>> start EXTRACTED DATA

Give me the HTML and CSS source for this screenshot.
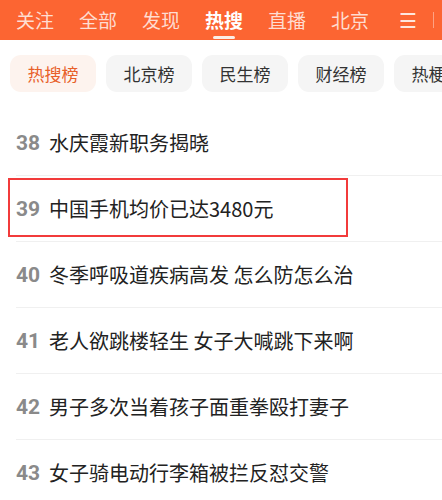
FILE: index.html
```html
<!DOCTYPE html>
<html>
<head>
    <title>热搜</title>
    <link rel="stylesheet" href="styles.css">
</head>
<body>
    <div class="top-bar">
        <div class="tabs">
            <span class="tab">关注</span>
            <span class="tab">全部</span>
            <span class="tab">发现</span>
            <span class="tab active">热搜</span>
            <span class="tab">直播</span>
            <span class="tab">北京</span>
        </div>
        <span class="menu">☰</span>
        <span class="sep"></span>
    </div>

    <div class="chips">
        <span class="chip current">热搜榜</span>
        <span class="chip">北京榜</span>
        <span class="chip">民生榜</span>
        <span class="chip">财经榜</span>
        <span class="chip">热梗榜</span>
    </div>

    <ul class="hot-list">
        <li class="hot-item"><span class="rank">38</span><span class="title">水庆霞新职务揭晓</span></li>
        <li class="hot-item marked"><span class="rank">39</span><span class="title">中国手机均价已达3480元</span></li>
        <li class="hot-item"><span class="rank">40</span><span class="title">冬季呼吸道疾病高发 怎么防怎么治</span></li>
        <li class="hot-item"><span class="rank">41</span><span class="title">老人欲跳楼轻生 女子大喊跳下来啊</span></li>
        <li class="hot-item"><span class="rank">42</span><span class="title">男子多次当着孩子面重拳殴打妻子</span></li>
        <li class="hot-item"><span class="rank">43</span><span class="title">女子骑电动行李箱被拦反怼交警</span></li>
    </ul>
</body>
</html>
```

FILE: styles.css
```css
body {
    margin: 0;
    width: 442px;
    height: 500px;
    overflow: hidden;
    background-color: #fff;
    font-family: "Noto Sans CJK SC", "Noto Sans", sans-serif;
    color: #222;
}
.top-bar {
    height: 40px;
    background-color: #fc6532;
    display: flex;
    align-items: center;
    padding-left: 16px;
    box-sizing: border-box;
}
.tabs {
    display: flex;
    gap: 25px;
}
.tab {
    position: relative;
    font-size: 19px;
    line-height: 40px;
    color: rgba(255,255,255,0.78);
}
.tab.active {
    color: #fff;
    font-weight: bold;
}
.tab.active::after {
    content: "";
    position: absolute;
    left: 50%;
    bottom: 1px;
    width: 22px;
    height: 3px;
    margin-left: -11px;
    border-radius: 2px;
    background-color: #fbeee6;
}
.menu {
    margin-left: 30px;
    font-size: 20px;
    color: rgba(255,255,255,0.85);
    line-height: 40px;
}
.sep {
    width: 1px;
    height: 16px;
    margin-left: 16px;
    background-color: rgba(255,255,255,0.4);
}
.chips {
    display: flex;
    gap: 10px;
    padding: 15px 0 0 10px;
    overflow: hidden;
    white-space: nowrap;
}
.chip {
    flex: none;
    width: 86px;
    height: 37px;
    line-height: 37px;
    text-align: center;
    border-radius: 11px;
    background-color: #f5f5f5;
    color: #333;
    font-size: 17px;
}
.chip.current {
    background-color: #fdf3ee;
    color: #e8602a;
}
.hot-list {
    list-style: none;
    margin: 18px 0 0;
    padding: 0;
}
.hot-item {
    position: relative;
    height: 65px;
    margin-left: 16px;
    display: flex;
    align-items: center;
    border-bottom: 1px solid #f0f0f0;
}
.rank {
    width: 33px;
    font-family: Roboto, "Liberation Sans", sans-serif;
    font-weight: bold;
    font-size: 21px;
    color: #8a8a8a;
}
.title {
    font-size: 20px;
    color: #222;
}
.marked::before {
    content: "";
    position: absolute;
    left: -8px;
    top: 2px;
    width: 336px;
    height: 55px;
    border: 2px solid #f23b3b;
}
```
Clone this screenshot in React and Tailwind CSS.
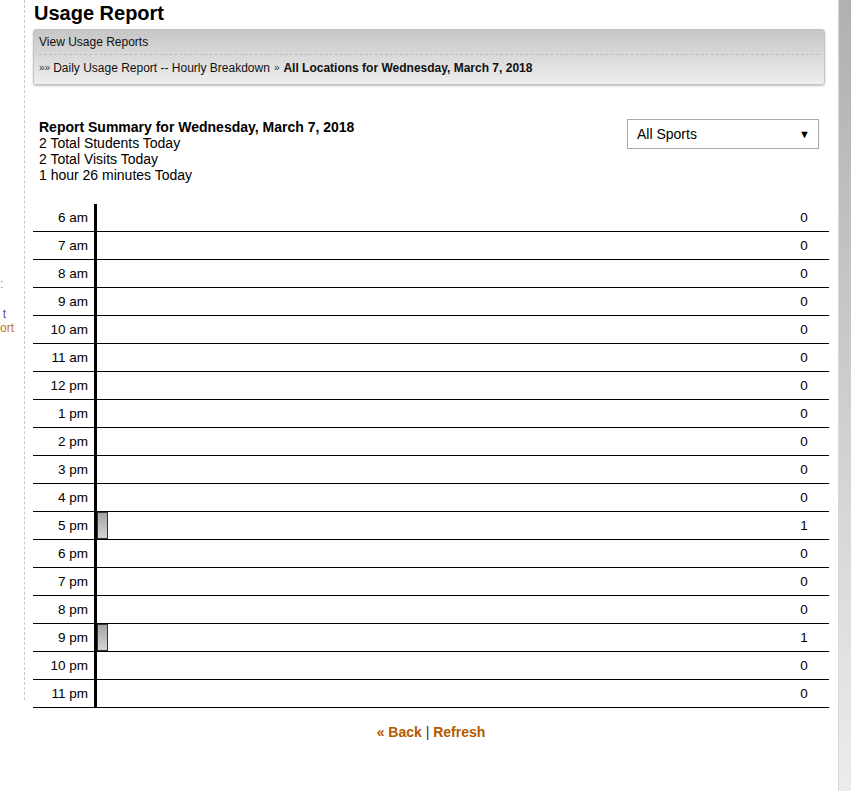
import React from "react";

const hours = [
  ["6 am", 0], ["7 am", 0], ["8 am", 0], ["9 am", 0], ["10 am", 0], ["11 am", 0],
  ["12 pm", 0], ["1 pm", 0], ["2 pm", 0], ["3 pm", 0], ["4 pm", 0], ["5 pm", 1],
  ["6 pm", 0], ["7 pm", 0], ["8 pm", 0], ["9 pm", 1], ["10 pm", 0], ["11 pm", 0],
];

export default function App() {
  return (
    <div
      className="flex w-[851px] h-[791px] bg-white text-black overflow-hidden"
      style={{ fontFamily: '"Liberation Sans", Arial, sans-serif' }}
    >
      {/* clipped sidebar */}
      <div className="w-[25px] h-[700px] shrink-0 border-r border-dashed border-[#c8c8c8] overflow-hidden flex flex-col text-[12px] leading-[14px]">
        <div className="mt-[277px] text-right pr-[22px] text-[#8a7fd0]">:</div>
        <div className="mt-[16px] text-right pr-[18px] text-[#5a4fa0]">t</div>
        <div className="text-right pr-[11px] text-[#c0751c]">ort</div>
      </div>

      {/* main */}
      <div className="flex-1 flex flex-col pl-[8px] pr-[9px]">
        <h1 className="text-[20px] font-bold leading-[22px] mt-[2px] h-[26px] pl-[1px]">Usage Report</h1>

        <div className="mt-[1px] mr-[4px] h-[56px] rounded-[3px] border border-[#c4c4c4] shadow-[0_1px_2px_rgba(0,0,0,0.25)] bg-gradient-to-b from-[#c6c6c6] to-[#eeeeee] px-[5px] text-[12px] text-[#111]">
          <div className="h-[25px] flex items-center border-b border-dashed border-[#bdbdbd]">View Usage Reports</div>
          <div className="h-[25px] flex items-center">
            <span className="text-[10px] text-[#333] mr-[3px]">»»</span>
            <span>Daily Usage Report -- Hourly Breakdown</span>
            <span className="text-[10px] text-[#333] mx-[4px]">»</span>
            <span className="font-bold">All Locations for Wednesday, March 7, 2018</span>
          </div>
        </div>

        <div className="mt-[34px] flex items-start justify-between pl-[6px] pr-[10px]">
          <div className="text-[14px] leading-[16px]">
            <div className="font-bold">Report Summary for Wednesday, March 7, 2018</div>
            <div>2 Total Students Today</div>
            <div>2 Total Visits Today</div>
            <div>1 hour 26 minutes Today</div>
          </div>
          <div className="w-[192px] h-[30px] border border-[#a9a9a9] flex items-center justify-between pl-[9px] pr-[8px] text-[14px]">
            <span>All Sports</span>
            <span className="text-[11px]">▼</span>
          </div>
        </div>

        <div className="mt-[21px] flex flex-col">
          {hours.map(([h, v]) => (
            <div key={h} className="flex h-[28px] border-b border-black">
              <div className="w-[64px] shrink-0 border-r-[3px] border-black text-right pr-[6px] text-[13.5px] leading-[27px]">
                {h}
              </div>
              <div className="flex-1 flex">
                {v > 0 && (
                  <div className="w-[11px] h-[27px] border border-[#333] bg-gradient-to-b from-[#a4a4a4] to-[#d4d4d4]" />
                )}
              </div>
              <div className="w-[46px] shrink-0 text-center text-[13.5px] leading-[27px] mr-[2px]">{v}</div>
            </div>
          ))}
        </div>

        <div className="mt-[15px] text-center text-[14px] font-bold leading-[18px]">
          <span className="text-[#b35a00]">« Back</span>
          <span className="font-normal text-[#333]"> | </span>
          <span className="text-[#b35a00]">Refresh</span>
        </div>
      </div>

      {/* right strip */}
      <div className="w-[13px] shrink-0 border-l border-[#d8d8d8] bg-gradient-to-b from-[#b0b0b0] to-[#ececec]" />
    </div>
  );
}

>> end EXTRACTED DATA

Every line should be retyped exactly, with the pictures omitted.

Give me the HTML and CSS source for this screenshot.
FILE: index.html
```html
<!DOCTYPE html>
<html>
<head>
    <title>热搜</title>
    <link rel="stylesheet" href="styles.css">
</head>
<body>
    <div class="top-bar">
        <div class="tabs">
            <span class="tab">关注</span>
            <span class="tab">全部</span>
            <span class="tab">发现</span>
            <span class="tab active">热搜</span>
            <span class="tab">直播</span>
            <span class="tab">北京</span>
        </div>
        <span class="menu">☰</span>
        <span class="sep"></span>
    </div>

    <div class="chips">
        <span class="chip current">热搜榜</span>
        <span class="chip">北京榜</span>
        <span class="chip">民生榜</span>
        <span class="chip">财经榜</span>
        <span class="chip">热梗榜</span>
    </div>

    <ul class="hot-list">
        <li class="hot-item"><span class="rank">38</span><span class="title">水庆霞新职务揭晓</span></li>
        <li class="hot-item marked"><span class="rank">39</span><span class="title">中国手机均价已达3480元</span></li>
        <li class="hot-item"><span class="rank">40</span><span class="title">冬季呼吸道疾病高发 怎么防怎么治</span></li>
        <li class="hot-item"><span class="rank">41</span><span class="title">老人欲跳楼轻生 女子大喊跳下来啊</span></li>
        <li class="hot-item"><span class="rank">42</span><span class="title">男子多次当着孩子面重拳殴打妻子</span></li>
        <li class="hot-item"><span class="rank">43</span><span class="title">女子骑电动行李箱被拦反怼交警</span></li>
    </ul>
</body>
</html>
```

FILE: styles.css
```css
body {
    margin: 0;
    width: 442px;
    height: 500px;
    overflow: hidden;
    background-color: #fff;
    font-family: "Noto Sans CJK SC", "Noto Sans", sans-serif;
    color: #222;
}
.top-bar {
    height: 40px;
    background-color: #fc6532;
    display: flex;
    align-items: center;
    padding-left: 16px;
    box-sizing: border-box;
}
.tabs {
    display: flex;
    gap: 25px;
}
.tab {
    position: relative;
    font-size: 19px;
    line-height: 40px;
    color: rgba(255,255,255,0.78);
}
.tab.active {
    color: #fff;
    font-weight: bold;
}
.tab.active::after {
    content: "";
    position: absolute;
    left: 50%;
    bottom: 1px;
    width: 22px;
    height: 3px;
    margin-left: -11px;
    border-radius: 2px;
    background-color: #fbeee6;
}
.menu {
    margin-left: 30px;
    font-size: 20px;
    color: rgba(255,255,255,0.85);
    line-height: 40px;
}
.sep {
    width: 1px;
    height: 16px;
    margin-left: 16px;
    background-color: rgba(255,255,255,0.4);
}
.chips {
    display: flex;
    gap: 10px;
    padding: 15px 0 0 10px;
    overflow: hidden;
    white-space: nowrap;
}
.chip {
    flex: none;
    width: 86px;
    height: 37px;
    line-height: 37px;
    text-align: center;
    border-radius: 11px;
    background-color: #f5f5f5;
    color: #333;
    font-size: 17px;
}
.chip.current {
    background-color: #fdf3ee;
    color: #e8602a;
}
.hot-list {
    list-style: none;
    margin: 18px 0 0;
    padding: 0;
}
.hot-item {
    position: relative;
    height: 65px;
    margin-left: 16px;
    display: flex;
    align-items: center;
    border-bottom: 1px solid #f0f0f0;
}
.rank {
    width: 33px;
    font-family: Roboto, "Liberation Sans", sans-serif;
    font-weight: bold;
    font-size: 21px;
    color: #8a8a8a;
}
.title {
    font-size: 20px;
    color: #222;
}
.marked::before {
    content: "";
    position: absolute;
    left: -8px;
    top: 2px;
    width: 336px;
    height: 55px;
    border: 2px solid #f23b3b;
}
```
Clone this screenshot in React and Tailwind CSS.
import React from "react";

const hours = [
  ["6 am", 0], ["7 am", 0], ["8 am", 0], ["9 am", 0], ["10 am", 0], ["11 am", 0],
  ["12 pm", 0], ["1 pm", 0], ["2 pm", 0], ["3 pm", 0], ["4 pm", 0], ["5 pm", 1],
  ["6 pm", 0], ["7 pm", 0], ["8 pm", 0], ["9 pm", 1], ["10 pm", 0], ["11 pm", 0],
];

export default function App() {
  return (
    <div
      className="flex w-[851px] h-[791px] bg-white text-black overflow-hidden"
      style={{ fontFamily: '"Liberation Sans", Arial, sans-serif' }}
    >
      {/* clipped sidebar */}
      <div className="w-[25px] h-[700px] shrink-0 border-r border-dashed border-[#c8c8c8] overflow-hidden flex flex-col text-[12px] leading-[14px]">
        <div className="mt-[277px] text-right pr-[22px] text-[#8a7fd0]">:</div>
        <div className="mt-[16px] text-right pr-[18px] text-[#5a4fa0]">t</div>
        <div className="text-right pr-[11px] text-[#c0751c]">ort</div>
      </div>

      {/* main */}
      <div className="flex-1 flex flex-col pl-[8px] pr-[9px]">
        <h1 className="text-[20px] font-bold leading-[22px] mt-[2px] h-[26px] pl-[1px]">Usage Report</h1>

        <div className="mt-[1px] mr-[4px] h-[56px] rounded-[3px] border border-[#c4c4c4] shadow-[0_1px_2px_rgba(0,0,0,0.25)] bg-gradient-to-b from-[#c6c6c6] to-[#eeeeee] px-[5px] text-[12px] text-[#111]">
          <div className="h-[25px] flex items-center border-b border-dashed border-[#bdbdbd]">View Usage Reports</div>
          <div className="h-[25px] flex items-center">
            <span className="text-[10px] text-[#333] mr-[3px]">»»</span>
            <span>Daily Usage Report -- Hourly Breakdown</span>
            <span className="text-[10px] text-[#333] mx-[4px]">»</span>
            <span className="font-bold">All Locations for Wednesday, March 7, 2018</span>
          </div>
        </div>

        <div className="mt-[34px] flex items-start justify-between pl-[6px] pr-[10px]">
          <div className="text-[14px] leading-[16px]">
            <div className="font-bold">Report Summary for Wednesday, March 7, 2018</div>
            <div>2 Total Students Today</div>
            <div>2 Total Visits Today</div>
            <div>1 hour 26 minutes Today</div>
          </div>
          <div className="w-[192px] h-[30px] border border-[#a9a9a9] flex items-center justify-between pl-[9px] pr-[8px] text-[14px]">
            <span>All Sports</span>
            <span className="text-[11px]">▼</span>
          </div>
        </div>

        <div className="mt-[21px] flex flex-col">
          {hours.map(([h, v]) => (
            <div key={h} className="flex h-[28px] border-b border-black">
              <div className="w-[64px] shrink-0 border-r-[3px] border-black text-right pr-[6px] text-[13.5px] leading-[27px]">
                {h}
              </div>
              <div className="flex-1 flex">
                {v > 0 && (
                  <div className="w-[11px] h-[27px] border border-[#333] bg-gradient-to-b from-[#a4a4a4] to-[#d4d4d4]" />
                )}
              </div>
              <div className="w-[46px] shrink-0 text-center text-[13.5px] leading-[27px] mr-[2px]">{v}</div>
            </div>
          ))}
        </div>

        <div className="mt-[15px] text-center text-[14px] font-bold leading-[18px]">
          <span className="text-[#b35a00]">« Back</span>
          <span className="font-normal text-[#333]"> | </span>
          <span className="text-[#b35a00]">Refresh</span>
        </div>
      </div>

      {/* right strip */}
      <div className="w-[13px] shrink-0 border-l border-[#d8d8d8] bg-gradient-to-b from-[#b0b0b0] to-[#ececec]" />
    </div>
  );
}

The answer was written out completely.